Sa situation particulière lui permettra de survivre bien longtemps après les trois autres. En effet, l’emplacement choisi, au pied du Montjean à la hauteur du village de Lepuix-Gy, juste en amont du confluent de la Beucinière et de la Savoureuse (tissage du Pont) lui permettait de dériver pour elle seule par un canal de près de 800 m de longueur, toutes les eaux de la rivière, lesquelles, restituées ensuite à leur cours naturel pouvaient alimenter la fonderie bâloise située en aval.
Sa production propre entre 1590 et 1594 est incertaine puisqu’elle est comprise avec celle des deux autres fonderies (Chauveroche et Malvaux).
Les bâtiments en bois sont pillés en juillet 1635 puis incendiés par les Croates le 19 décembre.
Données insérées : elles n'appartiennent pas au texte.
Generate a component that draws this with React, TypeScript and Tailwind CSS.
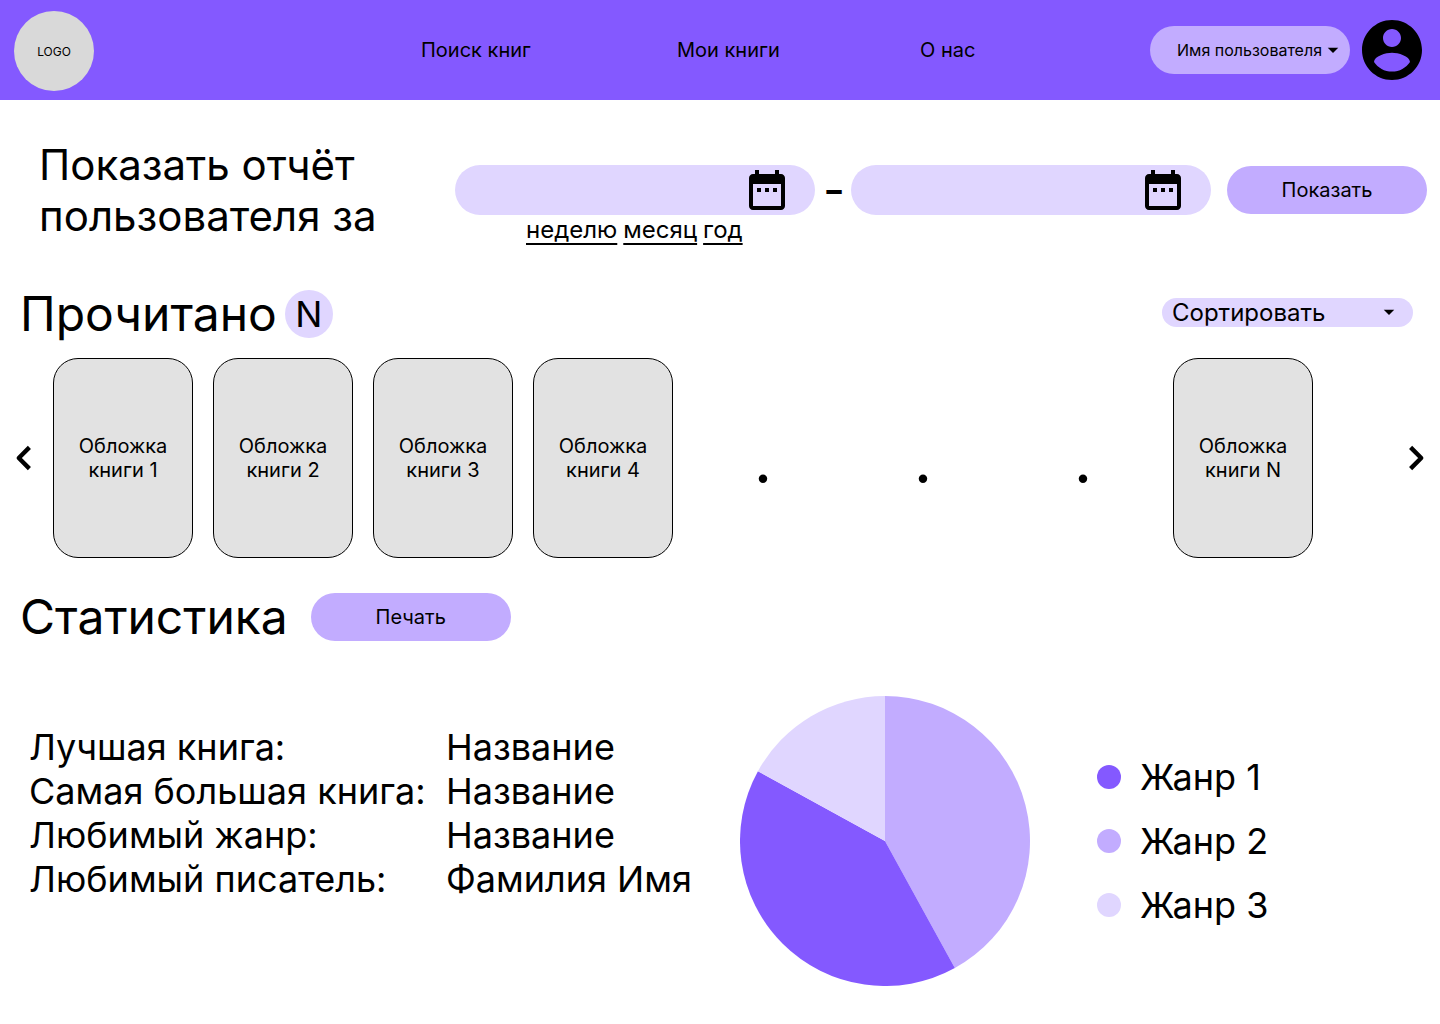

Elle ne fonctionne plus que par intermittence entre 1636 et 1637, puis les fourneaux s’éteignent par manque de combustible. La dernière livraison de « billons d’argent » à Ensisheim, s’était faite le 27 mars 1637 à dos d’homme (89). Lorsque le comte de la Suze reprend l’exploitation à son propre compte, l’usine est en piteux état, mais après quelques réparations sommaires, les fontes reprennent sous la conduite du anwalt-hutmann : Jean Viellard.
À partir de 1646, toutes les mines du Rosemont sont concédées à un seul « bailleur » pour des périodes courtes de 3 à 9 ans. On assiste alors à une nouvelle restructuration de l’exploitation, les entrepreneurs concentrant désormais leurs efforts sur les trois principales mines encore productrices : Pfennigthurm, Saint Pierre et Saint Jean d’Auxelles. Une seule fonderie est reconstruite à l’emplacement le plus approprié au roulement de l’usine pendant toute l’année et surtout en été à l’époque d’étiage des rivières. Il fallait de plus qu’elle ne gêne pas le fonctionnement des roues hydrauliques de Pfennigthurm et Saint Pierre ; le choix de l’emplacement de l’ancienne fonderie autrichienne, située sous la « roche du Sarrazin », à l’entrée du village de Lepuix (tissage du Pont actuel) semblait tout indiqué.